A 2010 study made by two economists at UCLA and the University of Minnesota found that the Libor was not a true measure of actual borrowing costs; in other words, despite Libor’s gigantic position of power, it is at its very foundation a virtual fraud. (Connan Snider and Thomas Youle, “Does the Libor reflect banks’ borrowing costs?” April 2, 2010)
Rates on about $10 trillion in corporate loans, mortgages and student loans worldwide are pegged to Libor, usually with a markup of several percentage points, according to University of Edinburgh professor, Donald MacKenzie. The total amount of financial contracts tied to Libor, particularly interest-rate swaps — a type of financial derivative — exceeds $300 trillion, or $45,000 for every person in the world. (USA Today, Sept. 28, 2008)
Libor’s influence should not be underrated. For example, 14 percent of all student loans in the U.S., which make up 43 percent of private or “alternative” loans, are tied to the Libor. (Bankrate.com)
Every year, thousands of students leave school facing few job opportunities and a lifetime of crushing debt. This debt is often subject to a rising interest rate set by a manipulative cabal of the biggest banks in the world. Masked as “student aid,” these loans are hawked by such entities as Bank of America and Sallie Mae.
Libor also sets the interest rates for millions of mortgages around the world. Many of those losing their homes to bankruptcy or foreclosure can trace their misery straight back to the interest rates set by Libor, which resulted in their monthly payments doubling or tripling.
But the robbery does not stop with student loans and mortgages. Tens of thousands of local governments all over the world have found themselves victimized by Libor and the machinations of the big banks. The irony is that many of these banks were recently bailed out with taxpayer money.
Hooking a waterpipe to a cesspool
In September 2003, James Barker, the superintendent of the Erie City School District in Pennsylvania, claimed he saw no way out. The 81-year-old Roosevelt Middle School was on the verge of being condemned. The district was running out of money to buy new textbooks. And local big business hawks had ruled out any tax increase.
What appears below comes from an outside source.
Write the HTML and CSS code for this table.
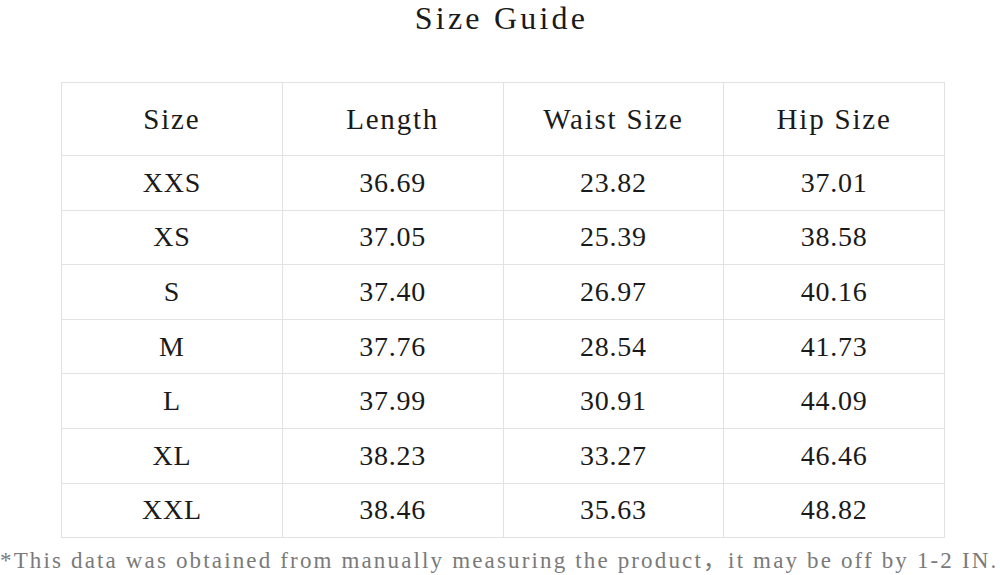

Then, JPMorgan Chase, the second-largest bank in the U.S. and a member bank of the Libor, made Barker an offer that seemed too good to be true.
David DiCarlo, an Erie-based JPMorgan Chase banker, told Barker and the school board on Sept. 4, 2003, that all they had to do was sign some loan papers. He said it would benefit them, in case interest rates increased in the future. He also said the bank would give the district $750,000.
“You have severe building needs; you have serious academic needs,” Barker, 58, says. “It’s very hard to ignore the fact that the bank says it will give you cash.” So Barker and the board members agreed to the deal. (Bloomberg.com, Feb. 1, 2008)
What the New York-based JPMorgan Chase official didn’t tell them was that the bank would get more in fees than the school district would get in cash: $1 million more.
Three years later, as interest rate benchmarks, including Libor, went the wrong way for the school district, the Erie board paid $2.9 million to JPMorgan to get out of the deal.
“That was like a sucker punch,” said Barker. “It’s not about the district and the superintendent. It’s about resources being sucked out of the classroom. If it’s happening here, it’s happening in other places.” (Bloomberg.com, 2008)
It is difficult to have much sympathy for James Barker and his ilk, who are subservient to big business even as they are snookered by them. But the damage done to the Erie community is real. This so-called rust belt city of 100,000, facing increasing poverty and debt, has been told it must lay off public workers and slash money for education and other public services, just so the big banks can reap obscene profits. In the case of JPMorgan and the Erie school district, the profits are about 300 percent.
It should be remembered that those interest rates on which Erie gambled and lost were manipulated.
As news of the Libor scandal has spread, more and more evidence of the banks’ gambling with public funds has come to light. According to James Rickards, a hedge fund manager and author in New York City, the Libor fraud “may be the mother of all bank scandals.” (U.S. News & World Report, July 23)
Barclays was fined $453 million — just a pittance compared to the billions in profits gained from its misdeeds. Other big banks are fearful that not only will they be investigated, too, but that exposure of the whole seamy mess may cause a collapse.
Some of those affected are of course the thousands of smaller banks and businesses that use the Libor. But tens of thousands even more affected are states, municipalities and local governments that have succumbed to the wiles of the giant banks.
The city of Baltimore is suing more than a dozen major banks, claiming the institutions conspired to manipulate the Libor. However, as with the case of Erie, the Baltimore officials are not entirely blameless. They are rightly attacking the manipulation of the Libor rate but are not talking about why they invested public funds in financial derivatives tied to the Libor, a practice similar to gambling.
As of this writing, the attorneys general of five states are investigating the Libor manipulation. New York and Connecticut are investigating “with the goal of providing restitution to state agencies, municipalities, school districts and not-for-profit entities nationwide that may have been harmed by any illegal conduct.” (Bloomberg.com, July 17)
An unasked question is why many of these same states passed legislation allowing municipalities and school districts to use public money for financial derivatives in the first place.
What is staggering is that these practices have become commonplace around the world, including in Europe and parts of Asia. Because both the banks and the municipalities involved are very secretive, the exact number of local governments involved is unknown. But it runs into the tens of thousands.
Despite calls for the “reform” of Libor by both Federal Reserve Chair Ben Bernanke and U.S. Treasury Secretary Timothy Geithner, no one should expect anything to change anytime soon — unless, of course, there is another financial crash. Both Geithner and Bernanke have admitted that they knew what was going on at Libor and did very little about it.
The world capitalist/imperialist system is guilty of innumerable crimes, but for the Libor scandal alone, it richly deserves to be overthrown.